We'll create a new primitive called `recover` to accomplish this.
Anything that is written with `pipeCase`, or that uses either
`wrap` or `liftF`, I call a "primitive".
If it can be written in terms of other primitives,
without using `pipeCase`, `liftF`, or `wrap` (and obviously
without digging into a pipe's internals any other way)
then I don't consider it to be a "primitive".
> recover :: Monad m => Pipe i o u m r -> Pipe i o u m r -> Pipe i o u m r
> originalP `recover` newP = FreeT $ do
> x <- runFreeT originalP
> runFreeT $ pipeCase x
> {- Abort -} (newP)
> {- Return -} (\r -> return r)
> {- Yield -} (\o next -> wrap $ yieldF o (next `recover` newP))
> {- Await -} (\f g onAbort -> let go p = p `recover` newP in
> wrap $ awaitF (go . f) (go . g) (go onAbort))
>
> recoverWith :: Monad m => Pipe i o u m r -> r -> Pipe i o u m r
> p `recoverWith` r = p `recover` return r
Here's a little ghci session comparing and contrasting
uses of "old pipe" programming and recovery with "new pipes".
[ghci]
let idThen r = oldIdP `recoverWith` r
runPipe $ runP <+< idThen 5 <+< fromList [1..3]
Just (5,[1,2,3])
runPipe $ runP <+< oldIdP <+< fromList [1..3]
Nothing
runPipe $ runP <+< fmap (const 5) oldIdP <+< fromList [1..3]
Nothing
runPipe $ runP <+< fmap (const 5) idP <+< fromList [1..3]
Just (5,[1,2,3])
Next time, We'll be doing something very similar to this,
in order to add arbitrary finalizers to pipes.
Go back and review the implementation of `recover`.
Do you understand how it works?
Could we have written `recover` using the code from last time?
How does this version of `recover` make use of the change we made
to the `PipeF` functor?
Maybe r versus Abort
-------------------------------------------------
Now that we've given downstream pipes the ability to
recover from an upstream abort again, aren't we back
where we were at two blog posts ago before we ever had `abort`?
Consider back when we didn't have `abort`.
What if we simply constrained `Pipe` to have a
result type of `Maybe r`?
[haskell]
type Part2PipeF i o u = YieldThen o :|: AwaitU i u
type Part2Pipe i o u = FreeT (PipeF i o u)
type Pipe i o u m r = Part2Pipe i o u m (Maybe r)
(Also consider that `MaybeT (Part2Pipe i o u m) r` is isomorphic to
`Part2Pipe i o u m (Maybe r)`, so the following applies similarly
to sticking a `MaybeT` on top.)
There would be a few consequences.
* The `awaitE` primitive would produce a `Either (Maybe u) r`
instead of `Either u r`.
* `runPipe` would produce `m (Maybe r)`
instead of plain old `m r`.
* The pipe that trivially returns `Nothing` could be completely polymorphic,
and would be able to fill any hole shaped like a Pipe.
* Pipe composition would have to deal with `Maybe`s.
It could constantly return an upstream result of `Nothing`
after the first time of returning a meaningful result.
These should all sound extremely familiar, because
they are nearly identical to the code in this very file!
What's the point of Abort?
-------------------------------------------------
Recall that last time, we added `abort` with the motivation
that we wanted to write pipes the old way like we used to
with Control.Pipe.
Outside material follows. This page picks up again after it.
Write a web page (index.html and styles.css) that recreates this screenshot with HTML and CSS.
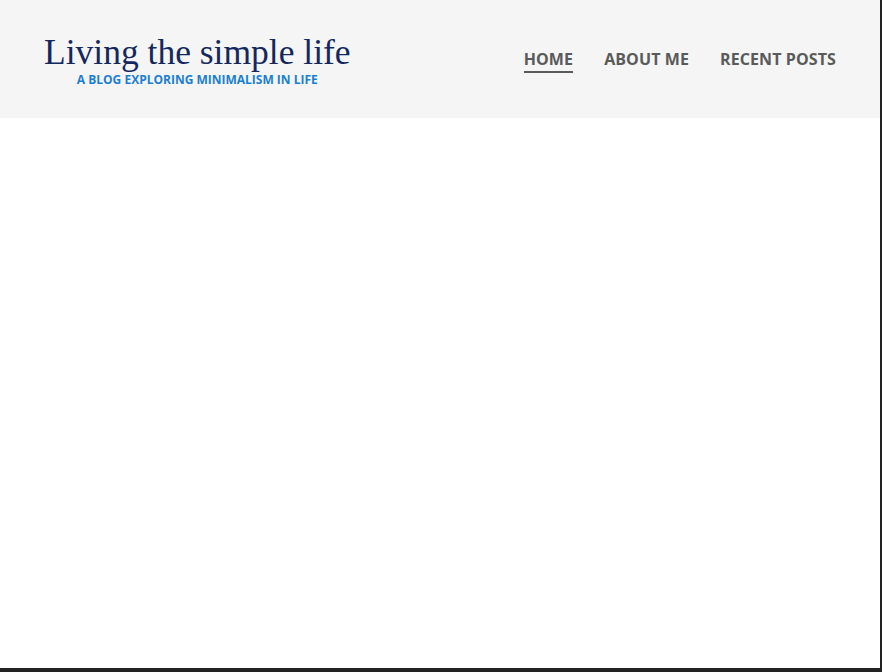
FILE: index.html
```html
<!DOCTYPE html>
<html lang="en">
<head>
<meta charset="utf-8">
<title>Living the simple life</title>
<link rel="stylesheet" href="styles.css">
</head>
<body>
<div class="frame">
  <header class="site-header">
    <div class="brand">
      <h1 class="site-title">Living the simple life</h1>
      <p class="site-tagline">A blog exploring minimalism in life</p>
    </div>
    <nav class="site-nav">
      <a class="nav-link active" href="#">Home</a>
      <a class="nav-link" href="#">About me</a>
      <a class="nav-link" href="#">Recent posts</a>
    </nav>
  </header>
  <main class="content"></main>
</div>
</body>
</html>
```

FILE: styles.css
```css
html, body {
  margin: 0;
  padding: 0;
  background: #222222;
}
.frame {
  width: 880px;
  height: 668px;
  background: #ffffff;
  display: flex;
  flex-direction: column;
}
.site-header {
  height: 118px;
  background: #f5f5f5;
  display: flex;
  justify-content: space-between;
  align-items: flex-start;
  padding: 0 44px 0 44px;
  box-sizing: border-box;
}
.brand {
  padding-top: 33px;
  display: flex;
  flex-direction: column;
  align-items: center;
}
.site-title {
  margin: 0;
  font-family: "Liberation Serif", serif;
  font-weight: 400;
  font-size: 35.5px;
  line-height: 38px;
  color: #14285f;
}
.site-tagline {
  margin: 0;
  font-family: "Open Sans", sans-serif;
  font-weight: 700;
  font-size: 12px;
  line-height: 17px;
  text-transform: uppercase;
  color: #1b7fd1;
}
.site-nav {
  display: flex;
  gap: 31px;
  padding-top: 49px;
}
.nav-link {
  font-family: "Open Sans", sans-serif;
  font-weight: 700;
  font-size: 16px;
  line-height: 20px;
  letter-spacing: 0.1px;
  text-transform: uppercase;
  text-decoration: none;
  color: #5a5a5a;
  padding-bottom: 2px;
  border-bottom: 2px solid transparent;
}
.nav-link.active {
  border-bottom-color: #5a5a5a;
}
.content {
  flex: 1;
}
```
By allowing upstream pipes to abort
the pipeline, we were able to write code using the blissful `await`
primitive that simply relied on the automatic termination properties
of pipes.
Notice how Conduit (referring to version 0.5.x) does not provide
any "untainted" await primitive. The ones it provides are
[haskell]
await :: Pipe l i o u m (Maybe i)
awaitE :: Pipe l i o u m (Either u i)
awaitForever :: Monad m => (i -> Pipe l i o r m r') -> Pipe l i o r m r
Always await with a caveat. But this allows
the conduit version of `runPipe` to *not* deal with
`Maybe`s. It's a trade-off: where do you want to deal with the possibility
that a pipe has shut down? If you aren't forced to deal with it
inside your pipes code, then you are instead forced to deal with it
at the level of `runPipe`. Or, you can just revert to the old-school
Control.Pipe way, and retrieve the result from *whichever* pipe
in a pipeline produces the first result.
What if we want the best of both worlds, and want
pipe composition without constraining result types to be the same,
but nevertheless want to provide an *additional* parameter `e`
that any pipe can abort to, so that `runPipe` is guaranteed
to have *something* instead of the possibility of `Nothing`.
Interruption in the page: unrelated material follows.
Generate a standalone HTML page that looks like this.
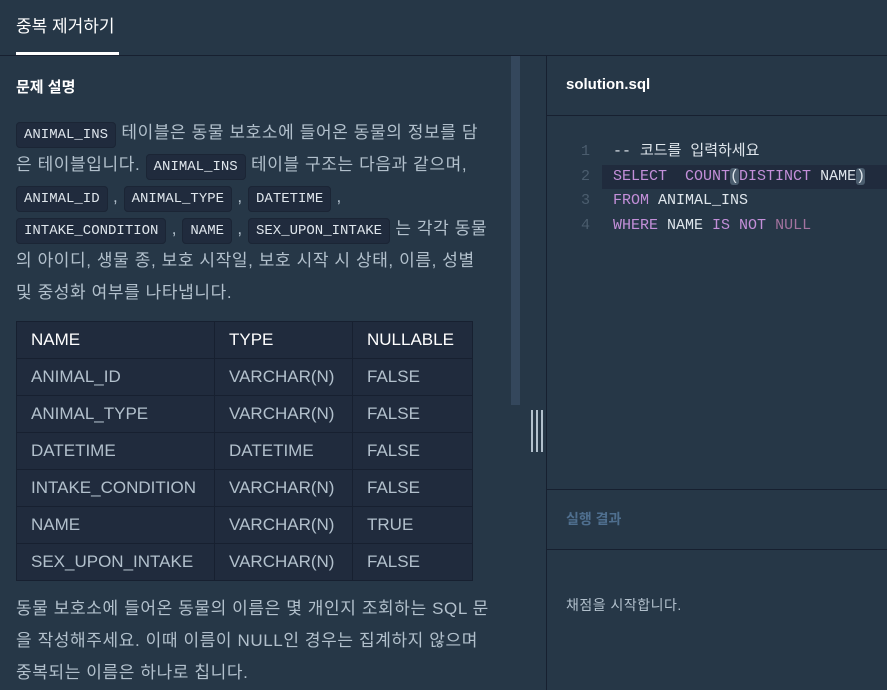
<!DOCTYPE html>
<html><head><meta charset="utf-8"><style>
*{margin:0;padding:0;box-sizing:border-box}
body{width:887px;height:690px;overflow:hidden;background:#263747;font-family:"Liberation Sans","Noto Sans CJK KR",sans-serif;color:#b2c0cc;position:relative}
.tabbar{position:absolute;left:0;top:0;width:887px;height:56px;border-bottom:1px solid #172030}
.tab{position:absolute;left:16px;top:12px;font-size:17px;color:#fff}
.tabline{position:absolute;left:16px;top:52px;width:103px;height:3px;background:#fff}
.left{position:absolute;left:0;top:56px;width:546px;height:634px;overflow:hidden}
h3{position:absolute;left:16px;top:20px;font-size:15px;color:#fff;font-weight:bold}
.l{position:absolute;left:16px;white-space:nowrap;font-size:17px;line-height:32px;color:#b2c0cc;letter-spacing:0.6px}
code{font-family:"Liberation Mono",monospace;font-size:14px;background:#202b3d;border:1px solid #1b2535;border-radius:4px;padding:4px 7px;color:#dfe6ec;letter-spacing:0}
table{position:absolute;left:16px;top:265px;border-collapse:collapse;background:#202b3d;font-size:17px}
td{border:1px solid #172030;height:37px;padding:0 14px;color:#b2c0cc}
tr:first-child td{color:#fff}
.sb{position:absolute;left:511px;top:0;width:9px;height:349px;background:#34475c}
.handle{position:absolute;left:531px;top:410px;width:12px;height:42px;border-left:2px solid #b2c0cc;border-right:2px solid #b2c0cc}
.handle:after{content:"";position:absolute;left:3px;top:0;width:2px;height:42px;background:#b2c0cc}
.right{position:absolute;left:546px;top:56px;width:341px;height:634px;border-left:1px solid #172030}
.fh{height:60px;border-bottom:1px solid #172030;padding:20px 0 0 19px;font-size:15px;font-weight:bold;color:#fff}
.code{position:absolute;left:0;top:84px;width:341px;font-family:"Liberation Mono","Noto Sans CJK KR",monospace;font-size:15px}
.ln{height:24.5px;line-height:24.5px;position:relative}
.ln .n{position:absolute;left:34px;color:#4b5d6e}
.ln .c{position:absolute;left:66px;white-space:pre;color:#dfe6ec}
.ln.act{background:#202b3d;margin-left:55px}
.ln.act .n{left:-21px}.ln.act .c{left:11px}
.k{color:#c38fd9}.cm{color:#e8774b}.nl{color:#a3739f}
.br{background:#4b5d6e;border-radius:3px}
.rh{position:absolute;top:433px;left:0;width:341px;height:61px;border-top:1px solid #172030;border-bottom:1px solid #172030;padding:19px 0 0 19px;font-size:14px;font-weight:bold;color:#4f6f8f}
.rt{position:absolute;top:539px;left:19px;font-size:14px;color:#b2c0cc;letter-spacing:0.5px}
</style></head><body>
<div class="tabbar"><div class="tab">중복 제거하기</div><div class="tabline"></div></div>
<div class="left">
<h3>문제 설명</h3>
<div class="l" style="top:61px"><code>ANIMAL_INS</code> 테이블은 동물 보호소에 들어온 동물의 정보를 담</div>
<div class="l" style="top:93px">은 테이블입니다. <code>ANIMAL_INS</code> 테이블 구조는 다음과 같으며,</div>
<div class="l" style="top:125px"><code>ANIMAL_ID</code> , <code>ANIMAL_TYPE</code> , <code>DATETIME</code> ,</div>
<div class="l" style="top:157px"><code>INTAKE_CONDITION</code> , <code>NAME</code> , <code>SEX_UPON_INTAKE</code> 는 각각 동물</div>
<div class="l" style="top:189px">의 아이디, 생물 종, 보호 시작일, 보호 시작 시 상태, 이름, 성별</div>
<div class="l" style="top:221px">및 중성화 여부를 나타냅니다.</div>
<table>
<tr><td style="width:198px">NAME</td><td style="width:138px">TYPE</td><td style="width:120px">NULLABLE</td></tr>
<tr><td>ANIMAL_ID</td><td>VARCHAR(N)</td><td>FALSE</td></tr>
<tr><td>ANIMAL_TYPE</td><td>VARCHAR(N)</td><td>FALSE</td></tr>
<tr><td>DATETIME</td><td>DATETIME</td><td>FALSE</td></tr>
<tr><td>INTAKE_CONDITION</td><td>VARCHAR(N)</td><td>FALSE</td></tr>
<tr><td>NAME</td><td>VARCHAR(N)</td><td>TRUE</td></tr>
<tr><td>SEX_UPON_INTAKE</td><td>VARCHAR(N)</td><td>FALSE</td></tr>
</table>
<div class="l" style="top:537px">동물 보호소에 들어온 동물의 이름은 몇 개인지 조회하는 SQL 문</div>
<div class="l" style="top:569px">을 작성해주세요. 이때 이름이 NULL인 경우는 집계하지 않으며</div>
<div class="l" style="top:601px">중복되는 이름은 하나로 칩니다.</div>
<div class="sb"></div>
</div>
<div class="handle"></div>
<div class="right">
<div class="fh">solution.sql</div>
<div class="code">
<div class="ln"><span class="n">1</span><span class="c cm">-- 코드를 입력하세요</span></div>
<div class="ln act"><span class="n">2</span><span class="c"><span class="k">SELECT  COUNT</span><span class="br">(</span><span class="k">DISTINCT</span> NAME<span class="br">)</span></span></div>
<div class="ln"><span class="n">3</span><span class="c"><span class="k">FROM</span> ANIMAL_INS</span></div>
<div class="ln"><span class="n">4</span><span class="c"><span class="k">WHERE</span> NAME <span class="k">IS NOT</span> <span class="nl">NULL</span></span></div>
</div>
<div class="rh">실행 결과</div>
<div class="rt">채점을 시작합니다.</div>
</div>
</body></html>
Sounds like a job for `Either`!
Paolo, in his `pipes-core` fork of `pipes`,
provides an `EitherT e` on top of (essentially) `Part2Pipe`,
but with the additional constraint that `e` be the same as `u`!
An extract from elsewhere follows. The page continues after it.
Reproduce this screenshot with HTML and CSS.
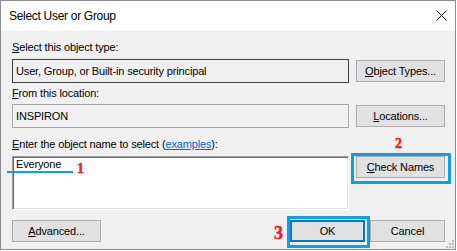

As you can see, when designing a pipes library,
there are a lot of potential trade-offs;
it's not very black-and-white which ones are the "best"
ones to choose. We'll just have to keep gaining practical experience
with and proving properties of the various options.
Keep an eye on `pipes` and `pipes-core`, because it seems that
Paolo and Gabriel are starting to agree more than usual!
`conduit` has undergone massive changes since its inception around
8 months ago (while nevertheless surprisingly retaining much of the same API);
I wouldn't be surprised to see these three packages
merge into one within the next year or two.
Next time
-------------------------------------------------
I'll continue from here with `abort` still intact,
but at the end of the series we will remove it,
just to show how our end result is identical to conduit.
At least I think it will be. We'll see when we get there.
This time we created the `recover` combinator,
which affords us some amount of fault tolerance.
Next time, we'll add proper pipe finalization hooks.
By combining these with `ResourceT`, we can provide
convenient, guaranteed, exception-safe resource finalization.
newtype Finalize m next = Finalize (m ())
type YieldThen o m = Yield o :&: Finalize m :&: Then
You can play with this code for yourself by downloading
[PipeRecover.lhs](https://raw.github.com/DanBurton/Blog/master/Literate%20Haskell/Pipes%20to%20Conduits/PipeRecover.lhs).